Web page code records:
......

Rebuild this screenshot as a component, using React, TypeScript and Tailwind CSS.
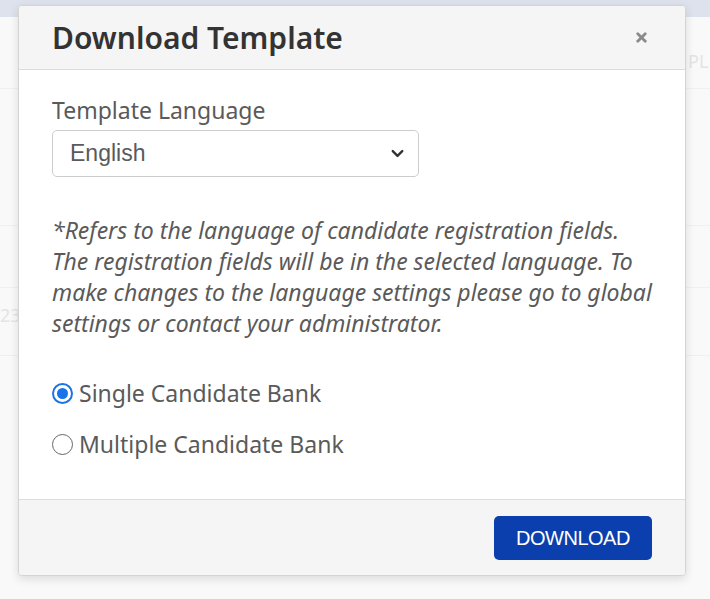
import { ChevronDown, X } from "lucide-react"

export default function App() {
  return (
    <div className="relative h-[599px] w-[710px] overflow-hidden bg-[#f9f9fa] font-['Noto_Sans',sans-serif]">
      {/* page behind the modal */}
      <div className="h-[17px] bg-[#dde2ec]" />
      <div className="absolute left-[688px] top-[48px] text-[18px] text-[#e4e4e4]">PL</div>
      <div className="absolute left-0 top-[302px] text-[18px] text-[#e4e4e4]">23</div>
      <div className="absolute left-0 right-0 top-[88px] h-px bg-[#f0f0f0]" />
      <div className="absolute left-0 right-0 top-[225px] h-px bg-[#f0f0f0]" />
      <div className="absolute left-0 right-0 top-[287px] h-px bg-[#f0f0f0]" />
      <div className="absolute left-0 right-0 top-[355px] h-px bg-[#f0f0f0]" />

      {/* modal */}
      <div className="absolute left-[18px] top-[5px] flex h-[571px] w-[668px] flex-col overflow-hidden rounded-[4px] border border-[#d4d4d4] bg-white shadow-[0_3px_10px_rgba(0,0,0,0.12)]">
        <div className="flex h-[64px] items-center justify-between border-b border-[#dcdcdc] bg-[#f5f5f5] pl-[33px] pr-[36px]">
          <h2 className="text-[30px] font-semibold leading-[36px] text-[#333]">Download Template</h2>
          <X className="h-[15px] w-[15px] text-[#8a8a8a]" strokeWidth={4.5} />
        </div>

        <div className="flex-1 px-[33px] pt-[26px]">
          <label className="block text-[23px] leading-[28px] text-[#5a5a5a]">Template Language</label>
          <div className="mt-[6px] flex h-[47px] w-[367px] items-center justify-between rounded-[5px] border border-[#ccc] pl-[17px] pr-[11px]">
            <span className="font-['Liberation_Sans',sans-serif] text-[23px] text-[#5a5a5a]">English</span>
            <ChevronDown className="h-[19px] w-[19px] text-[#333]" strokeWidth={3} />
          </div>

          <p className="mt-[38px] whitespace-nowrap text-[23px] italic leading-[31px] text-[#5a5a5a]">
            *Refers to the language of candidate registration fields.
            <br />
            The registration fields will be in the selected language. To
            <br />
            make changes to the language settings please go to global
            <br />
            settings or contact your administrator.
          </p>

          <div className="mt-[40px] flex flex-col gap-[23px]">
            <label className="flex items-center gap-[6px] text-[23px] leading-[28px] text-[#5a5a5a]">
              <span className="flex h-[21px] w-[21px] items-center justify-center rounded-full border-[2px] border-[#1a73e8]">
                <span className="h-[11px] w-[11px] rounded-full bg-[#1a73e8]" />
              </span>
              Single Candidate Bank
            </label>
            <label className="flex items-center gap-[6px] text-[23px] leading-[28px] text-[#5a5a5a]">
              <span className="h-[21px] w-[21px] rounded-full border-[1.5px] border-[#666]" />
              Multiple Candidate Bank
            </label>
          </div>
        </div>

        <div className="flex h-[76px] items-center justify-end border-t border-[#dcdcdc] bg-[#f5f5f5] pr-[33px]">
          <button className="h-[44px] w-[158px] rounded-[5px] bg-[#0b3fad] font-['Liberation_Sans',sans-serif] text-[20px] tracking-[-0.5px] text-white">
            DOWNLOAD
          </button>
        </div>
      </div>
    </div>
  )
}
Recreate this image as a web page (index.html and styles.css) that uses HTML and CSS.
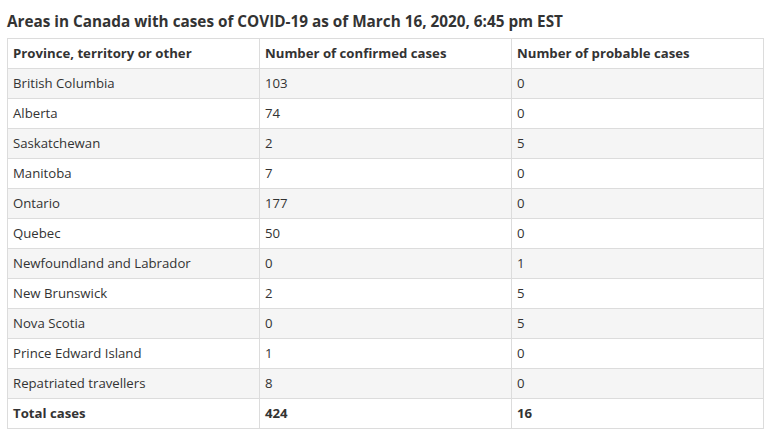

......

TASK REQUIREMENTS: Without the pictures, print the whole listing exactly as given.

REPLY TO THE EXERCISE:
Rebuild this screenshot as a component, using React, TypeScript and Tailwind CSS.
import { ChevronDown, X } from "lucide-react"

export default function App() {
  return (
    <div className="relative h-[599px] w-[710px] overflow-hidden bg-[#f9f9fa] font-['Noto_Sans',sans-serif]">
      {/* page behind the modal */}
      <div className="h-[17px] bg-[#dde2ec]" />
      <div className="absolute left-[688px] top-[48px] text-[18px] text-[#e4e4e4]">PL</div>
      <div className="absolute left-0 top-[302px] text-[18px] text-[#e4e4e4]">23</div>
      <div className="absolute left-0 right-0 top-[88px] h-px bg-[#f0f0f0]" />
      <div className="absolute left-0 right-0 top-[225px] h-px bg-[#f0f0f0]" />
      <div className="absolute left-0 right-0 top-[287px] h-px bg-[#f0f0f0]" />
      <div className="absolute left-0 right-0 top-[355px] h-px bg-[#f0f0f0]" />

      {/* modal */}
      <div className="absolute left-[18px] top-[5px] flex h-[571px] w-[668px] flex-col overflow-hidden rounded-[4px] border border-[#d4d4d4] bg-white shadow-[0_3px_10px_rgba(0,0,0,0.12)]">
        <div className="flex h-[64px] items-center justify-between border-b border-[#dcdcdc] bg-[#f5f5f5] pl-[33px] pr-[36px]">
          <h2 className="text-[30px] font-semibold leading-[36px] text-[#333]">Download Template</h2>
          <X className="h-[15px] w-[15px] text-[#8a8a8a]" strokeWidth={4.5} />
        </div>

        <div className="flex-1 px-[33px] pt-[26px]">
          <label className="block text-[23px] leading-[28px] text-[#5a5a5a]">Template Language</label>
          <div className="mt-[6px] flex h-[47px] w-[367px] items-center justify-between rounded-[5px] border border-[#ccc] pl-[17px] pr-[11px]">
            <span className="font-['Liberation_Sans',sans-serif] text-[23px] text-[#5a5a5a]">English</span>
            <ChevronDown className="h-[19px] w-[19px] text-[#333]" strokeWidth={3} />
          </div>

          <p className="mt-[38px] whitespace-nowrap text-[23px] italic leading-[31px] text-[#5a5a5a]">
            *Refers to the language of candidate registration fields.
            <br />
            The registration fields will be in the selected language. To
            <br />
            make changes to the language settings please go to global
            <br />
            settings or contact your administrator.
          </p>

          <div className="mt-[40px] flex flex-col gap-[23px]">
            <label className="flex items-center gap-[6px] text-[23px] leading-[28px] text-[#5a5a5a]">
              <span className="flex h-[21px] w-[21px] items-center justify-center rounded-full border-[2px] border-[#1a73e8]">
                <span className="h-[11px] w-[11px] rounded-full bg-[#1a73e8]" />
              </span>
              Single Candidate Bank
            </label>
            <label className="flex items-center gap-[6px] text-[23px] leading-[28px] text-[#5a5a5a]">
              <span className="h-[21px] w-[21px] rounded-full border-[1.5px] border-[#666]" />
              Multiple Candidate Bank
            </label>
          </div>
        </div>

        <div className="flex h-[76px] items-center justify-end border-t border-[#dcdcdc] bg-[#f5f5f5] pr-[33px]">
          <button className="h-[44px] w-[158px] rounded-[5px] bg-[#0b3fad] font-['Liberation_Sans',sans-serif] text-[20px] tracking-[-0.5px] text-white">
            DOWNLOAD
          </button>
        </div>
      </div>
    </div>
  )
}
Recreate this image as a web page (index.html and styles.css) that uses HTML and CSS.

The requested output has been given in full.